VIDEO: Preparing the body for a breath: this kind of relaxed release is part and parcel of the whole experience of playing without tension:

All the best, and I apologize for the longwindedness...doh!
(my jaw must be open! hahahhaha :>D oh look...yes it is!)
Jen Cluff
Comments (3)
Anonymous Anonymous said...

I absolutely love this! This was so helpful in helping me understand how to properly achieve a more open sound; as well as to watch for and avoid any unnecessary, and potentially distructive jaw movement. Your anaology of "making a 'catherdal' out of my mouth space" has helped me considerably! Also Thank you for explaining Kujala's FULP and PLOT, your post has shed so much light on subjects that are really never discussed with me.

Sunday, October 11, 2009 7:10:00 AM

 
Anonymous Anonymous said...

Hi there great info, except my problem is that when I play low notes my jaw goes back, and I have a very sore jaw. when i try to play the note while not moving my jaw back, the notes dont come out. What is the problem here? -Kate

Thursday, October 13, 2011 7:59:00 PM

 
Blogger jen said...

Dear Kate,

Putting your jaw back is the same as covering less of the flute's blow-hole with your lower lip.

So instead, start with your jaw normal, and roll the flute out and down so that it's rolled out on your chin.
Then your lower lip will cover the blow hole less.

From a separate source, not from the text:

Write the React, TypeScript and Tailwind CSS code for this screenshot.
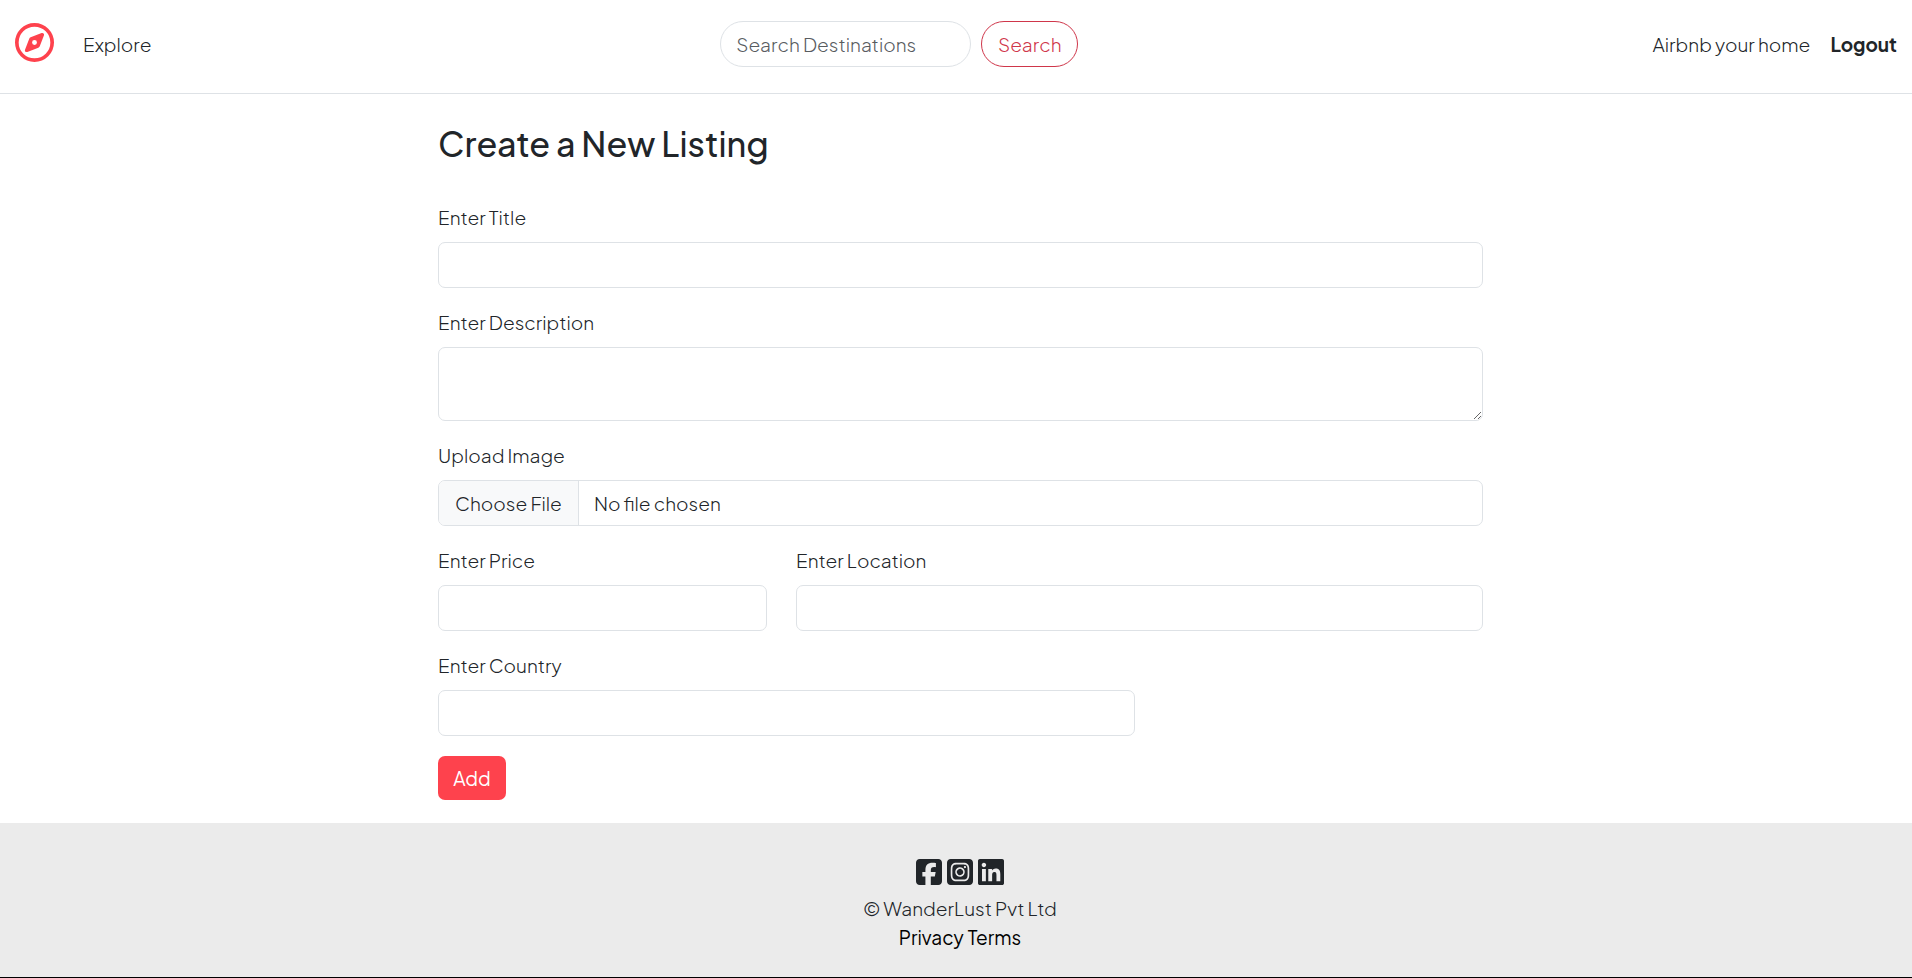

Then, instead of moving your jaw, when you want to play from low to high, move your lips forward and off your teeth.
As the lips move forward, the lower lip covers the blow hole gradually more and more.

When you play low again, make sure to move your lips back, but leave the jaw the same.

This is better explained by a live flute teacher in your lesson, as there are many parameters you might not know about yet.